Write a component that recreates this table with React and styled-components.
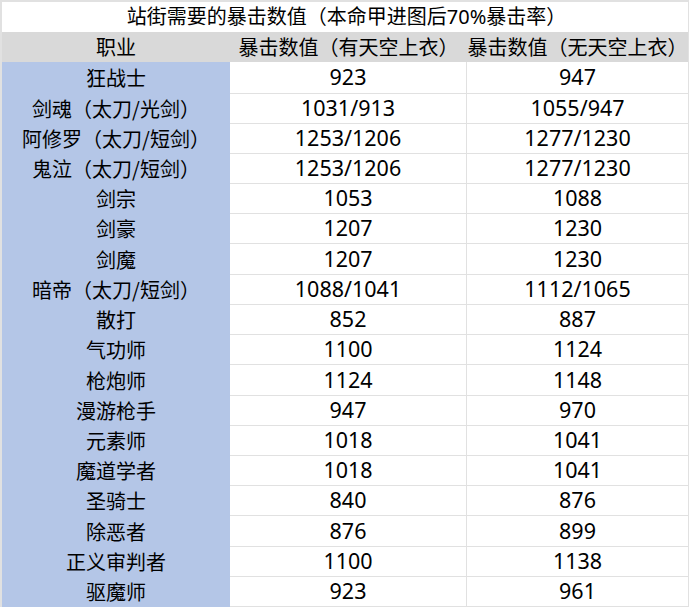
import React from "react";
import styled, { createGlobalStyle } from "styled-components";

const GlobalStyle = createGlobalStyle`
  html, body {
    margin: 0;
    padding: 0;
    background: #ffffff;
  }
  body {
    font-family: "Noto Sans CJK SC", "Noto Sans", sans-serif;
    color: #000;
  }
`;

const GRID = "#e1e1e1";
const COLS = "228px 237px 221px";

const Sheet = styled.div`
  width: 689px;
  box-sizing: border-box;
  border-top: 2px solid ${GRID};
  border-left: 2px solid ${GRID};
  border-right: 1px solid ${GRID};
  display: flex;
  flex-direction: column;
  font-size: 20px;
  line-height: 1;
`;

const Title = styled.div`
  height: 30px;
  display: flex;
  align-items: center;
  justify-content: center;
  padding-left: 3px;
  white-space: nowrap;
  background: #fff;
  font-family: "Noto Sans", "Noto Sans CJK SC", sans-serif;
`;

const Row = styled.div`
  display: grid;
  grid-template-columns: ${COLS};
  height: ${(p) => p.$h}px;
  background: ${(p) => (p.$header ? "#d9d9d9" : "#fff")};
`;

const Cell = styled.div`
  box-sizing: border-box;
  display: flex;
  align-items: center;
  justify-content: center;
  white-space: nowrap;
  min-width: 0;
`;

const HeaderCell = styled(Cell)`
  overflow: visible;
`;

const NameCell = styled(Cell)`
  background: #b4c6e7;
`;

const ValueCell = styled(Cell)`
  border-bottom: 1px solid ${GRID};
  border-right: ${(p) => (p.$last ? "none" : `1px solid ${GRID}`)};
  font-family: "Noto Sans", "Noto Sans CJK SC", sans-serif;
  font-size: 21.5px;
  padding-bottom: 1px;
`;

const rows = [
  ["狂战士", "923", "947"],
  ["剑魂（太刀/光剑）", "1031/913", "1055/947"],
  ["阿修罗（太刀/短剑）", "1253/1206", "1277/1230"],
  ["鬼泣（太刀/短剑）", "1253/1206", "1277/1230"],
  ["剑宗", "1053", "1088"],
  ["剑豪", "1207", "1230"],
  ["剑魔", "1207", "1230"],
  ["暗帝（太刀/短剑）", "1088/1041", "1112/1065"],
  ["散打", "852", "887"],
  ["气功师", "1100", "1124"],
  ["枪炮师", "1124", "1148"],
  ["漫游枪手", "947", "970"],
  ["元素师", "1018", "1041"],
  ["魔道学者", "1018", "1041"],
  ["圣骑士", "840", "876"],
  ["除恶者", "876", "899"],
  ["正义审判者", "1100", "1138"],
  ["驱魔师", "923", "961"],
];

const heights = [32, 30, 30, 30, 30, 30, 31, 30, 30, 30, 31, 30, 30, 30, 30, 31, 30, 30];

export default function App() {
  return (
    <>
      <GlobalStyle />
      <Sheet>
        <Title>站街需要的暴击数值（本命甲进图后70%暴击率）</Title>
        <Row $h={30} $header>
          <HeaderCell>职业</HeaderCell>
          <HeaderCell>暴击数值（有天空上衣）</HeaderCell>
          <HeaderCell>暴击数值（无天空上衣）</HeaderCell>
        </Row>
        {rows.map((r, i) => (
          <Row key={i} $h={heights[i]}>
            <NameCell>{r[0]}</NameCell>
            <ValueCell>{r[1]}</ValueCell>
            <ValueCell $last>{r[2]}</ValueCell>
          </Row>
        ))}
      </Sheet>
    </>
  );
}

=-=-=

- THE PROBLEM
Copy the data exactly. Any picture it contains is to be omitted.

- SOLUTION
Write a component that recreates this table with React and styled-components.
import React from "react";
import styled, { createGlobalStyle } from "styled-components";

const GlobalStyle = createGlobalStyle`
  html, body {
    margin: 0;
    padding: 0;
    background: #ffffff;
  }
  body {
    font-family: "Noto Sans CJK SC", "Noto Sans", sans-serif;
    color: #000;
  }
`;

const GRID = "#e1e1e1";
const COLS = "228px 237px 221px";

const Sheet = styled.div`
  width: 689px;
  box-sizing: border-box;
  border-top: 2px solid ${GRID};
  border-left: 2px solid ${GRID};
  border-right: 1px solid ${GRID};
  display: flex;
  flex-direction: column;
  font-size: 20px;
  line-height: 1;
`;

const Title = styled.div`
  height: 30px;
  display: flex;
  align-items: center;
  justify-content: center;
  padding-left: 3px;
  white-space: nowrap;
  background: #fff;
  font-family: "Noto Sans", "Noto Sans CJK SC", sans-serif;
`;

const Row = styled.div`
  display: grid;
  grid-template-columns: ${COLS};
  height: ${(p) => p.$h}px;
  background: ${(p) => (p.$header ? "#d9d9d9" : "#fff")};
`;

const Cell = styled.div`
  box-sizing: border-box;
  display: flex;
  align-items: center;
  justify-content: center;
  white-space: nowrap;
  min-width: 0;
`;

const HeaderCell = styled(Cell)`
  overflow: visible;
`;

const NameCell = styled(Cell)`
  background: #b4c6e7;
`;

const ValueCell = styled(Cell)`
  border-bottom: 1px solid ${GRID};
  border-right: ${(p) => (p.$last ? "none" : `1px solid ${GRID}`)};
  font-family: "Noto Sans", "Noto Sans CJK SC", sans-serif;
  font-size: 21.5px;
  padding-bottom: 1px;
`;

const rows = [
  ["狂战士", "923", "947"],
  ["剑魂（太刀/光剑）", "1031/913", "1055/947"],
  ["阿修罗（太刀/短剑）", "1253/1206", "1277/1230"],
  ["鬼泣（太刀/短剑）", "1253/1206", "1277/1230"],
  ["剑宗", "1053", "1088"],
  ["剑豪", "1207", "1230"],
  ["剑魔", "1207", "1230"],
  ["暗帝（太刀/短剑）", "1088/1041", "1112/1065"],
  ["散打", "852", "887"],
  ["气功师", "1100", "1124"],
  ["枪炮师", "1124", "1148"],
  ["漫游枪手", "947", "970"],
  ["元素师", "1018", "1041"],
  ["魔道学者", "1018", "1041"],
  ["圣骑士", "840", "876"],
  ["除恶者", "876", "899"],
  ["正义审判者", "1100", "1138"],
  ["驱魔师", "923", "961"],
];

const heights = [32, 30, 30, 30, 30, 30, 31, 30, 30, 30, 31, 30, 30, 30, 30, 31, 30, 30];

export default function App() {
  return (
    <>
      <GlobalStyle />
      <Sheet>
        <Title>站街需要的暴击数值（本命甲进图后70%暴击率）</Title>
        <Row $h={30} $header>
          <HeaderCell>职业</HeaderCell>
          <HeaderCell>暴击数值（有天空上衣）</HeaderCell>
          <HeaderCell>暴击数值（无天空上衣）</HeaderCell>
        </Row>
        {rows.map((r, i) => (
          <Row key={i} $h={heights[i]}>
            <NameCell>{r[0]}</NameCell>
            <ValueCell>{r[1]}</ValueCell>
            <ValueCell $last>{r[2]}</ValueCell>
          </Row>
        ))}
      </Sheet>
    </>
  );
}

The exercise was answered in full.